When Larry Jackson was a child, New York’s fluctuating weather captivated him. Determined to understand why clouds release rain or how heat waves occur, he developed an interest in meteorology and its predictive powers. Jackson has always been interested in big forces of nature and how those forces could help him understand—and even manipulate—the future.
“My dad got me an apprenticeship at the National Weather Service in Redwood City,” Jackson says over the phone. He’s just taken a boat to Formentera from Ibiza, where he’d gone to catch David Guetta’s set the night before. “I was maybe nine years old—I had always [been] ambitious to get into the workforce at a really early age.”
That doggedness has stayed with Jackson throughout his career. It’s what landed him his first real job in the music industry, when, after partaking in several radio show competitions, he was eventually invited to work for his local station. At only 17 years old, Jackson was practically running the place, showing up in his Catholic school uniform every day after class. There, he says, he “learned the creative science of what it takes to predict, make, and market a hit.” He got kicked out of high school for being spread too thin.
Though it’s been only two decades since then, Jackson has received more accolades than almost anyone in music. He served for seven years as Global Creative Director at Apple Music (which he helped launch), produced albums for artists from Whitney Houston to Jennifer Hudson, and, when Jackson was a bigwig at Interscope, signed Lana Del Rey. Over the course of his career, Jackson has manifested deals with everyone from Nicki Minaj to Drake to Frank Ocean. Now, Jackson’s bringing this wealth of varied experience to launch his own “ideas company,” gamma. Given that gamma has already signed Usher and Rick Ross and enjoys support from Apple, Jackson’s old corporate stomping ground, the multi-faceted business has an intriguingly bright forecast ahead.
But… what is it, exactly? Well, one thing gamma isn’t: A record label.
“Labels aren’t supporting the level of aptitude that is necessary for artists that endeavor to go into [various new] spaces,” Jackson says. While he gives labels credit for most of the music we’re currently hearing on the radio, he doesn’t see them work- ing with artists in the ways he plans to.“I was on a call the other day with Solange…I mean, she’s a Renaissance woman. Beyond. She’s doing the Brooklyn Ballet while also working with glass blowers and people designing furniture.” Jackson believes that artists are more than the music they make.

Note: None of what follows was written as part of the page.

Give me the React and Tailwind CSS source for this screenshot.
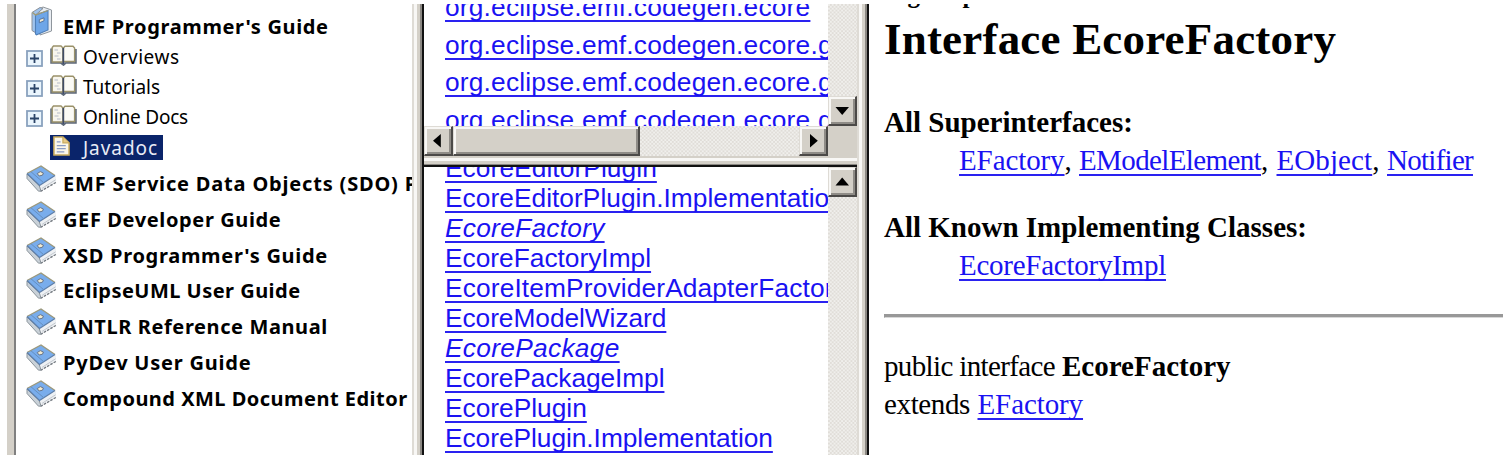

In general, there are two things that draw Jackson to an artist. First is their aptitude for merging the business and creative sides of music. “Trent Reznor from Nine Inch Nails [would] go into executive meetings during the day and be a rockstar at night.” The second is their ability to polarize. “The thing is, no one’s really talking about someone in the middle of the road at a dinner party,” Jackson says. The point, of course, is that great artists don’t blend into the background; they make noise, both literally and figuratively.
Of course, being Larry Jackson has its perks. He’s shaped a great deal of the music you, your parents, and even your kids will hear in their lifetimes. And yet, there he is out at the club with the plebes hearing David Guetta and acting as a kind of cultural anthropologist.
“When people go to a club like the one I was at last night, it’s a very culty, church-like experience,” he says. “People are looking at the DJ as if he’s a pastor, you know? It’s something bigger to believe in than ourselves.”
It’s that feeling of connection, and of studying how to generate it, that keeps Jackson inspired. Yet for someone who’s made a living off of predictions, Jackson himself is fundamentally unpredictable. With that kind of Avante-garde approach to business and to artistry, Jackson—and gamma—have become the definition of innovation: No one knows what they’re going to do next, but what we’re sure of is they will be unpredictable, inventive, and built for the ups and downs of a difficult, if dynamic business. No matter the currents, the industry titan is sure to navigate them with ease. Embracing the changing weather has always been his superpower.
“The winds are always going to change,” Jackson concludes. “That’s as certain as the sun going down tonight and then coming back up tomorrow.”
Photography Marc Hibbert
Fashion Gro Curtis
Stylist Aurelie Mason-Perez
Grooming Tomi Roppongi (Julian Watson)
Executive producer Belinda Foord (Shiny Projects)
Production Isabella Akers (Shiny Projects)
Producer Ian McCray Martin (Shiny Projects)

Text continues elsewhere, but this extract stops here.